For years I carried a can't do attitude.
I was stymied by my own mind.
Fearful of THE UNKNOWN...drawing up anxieties out of the shadows of my past.
Convinced there was nothing I could do to change my life.
My oldest daughter picked up on my pessimism.
it's one of the hardest things to see...
That even when we are doing our  best, sometimes we miss the mark.
Our frailties as well as our strengths are absorbed by our children.
The good part...over the last three years, as I have gained confidence and let go  of my excuses and shadow fears...my oldest has  begun to embrace more optimism.
It's never too late to turn a corner and change.

I made a huge leap on September 11th.
I signed up for Vee arnis Jitsu.
The class I have been talking about forever.
It was half off for veterans for the first six months.
I decided it was now or never.
so now it is...
And last night, as I was enduring my second night of class (joint manipulation and arm  bars OUCH!)

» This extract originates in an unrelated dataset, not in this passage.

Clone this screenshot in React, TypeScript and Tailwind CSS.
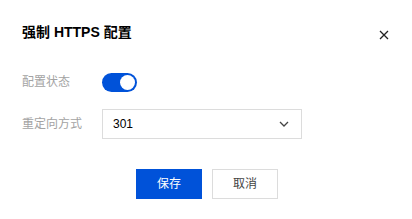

I watched the most amazing thing.
I watched my sensei take a six foot tall, 300 lbs person by three fingers and make them do whatever he wanted.
Up they went...down they went....Over they went...
I nearly cried at the simplicity.
And the only thing I could think was this:
If my mother had known the magic finger trick...she wouldn't have gotten her ass beat.
If my mother had known how to defend herself, she wouldn't have been so afraid.
And in turn, my brothers and I would not have had to be afraid.
In that moment...everything I have done or ever will do was crystalized for me.
I want to teach this to women, to girls...
The knowledge ITSELF will impute power.
I felt ten times more self sufficient in the two classes I took
..far and above the miniscule amount of knowledge I had gained
IT WAS THE IDEA
The idea that I could, through technique, win a battle.
I was CAPABLE.
I was able.
I just have to learn and apply myself.
I want to learn that, feel that and then impart that.
Fear is a  feeling that you won't be able to control the outcomes.
That whatever may happen, you won't be able to handle it.
I allowed fear to control  nearly all of my decisions for years...
The fear got so pervasive that it controlled what I participated in and who I talked to or what I thought of the future.
and when I see it now in others, it can make me sad/crazy/unhappy...but I do understand.
When fear rules  you..
You project it onto everything around you.
And everything becomes dangerous.
And your world becomes smaller and smaller.
When you strip away your fear through becoming capable..
and able.
And allow that knowledge to seep into your soul...
Your world becomes larger and much more rewarding.
And that is what I want to give.
I want to give women the skills to build their own bridge to freedom.
Chris out.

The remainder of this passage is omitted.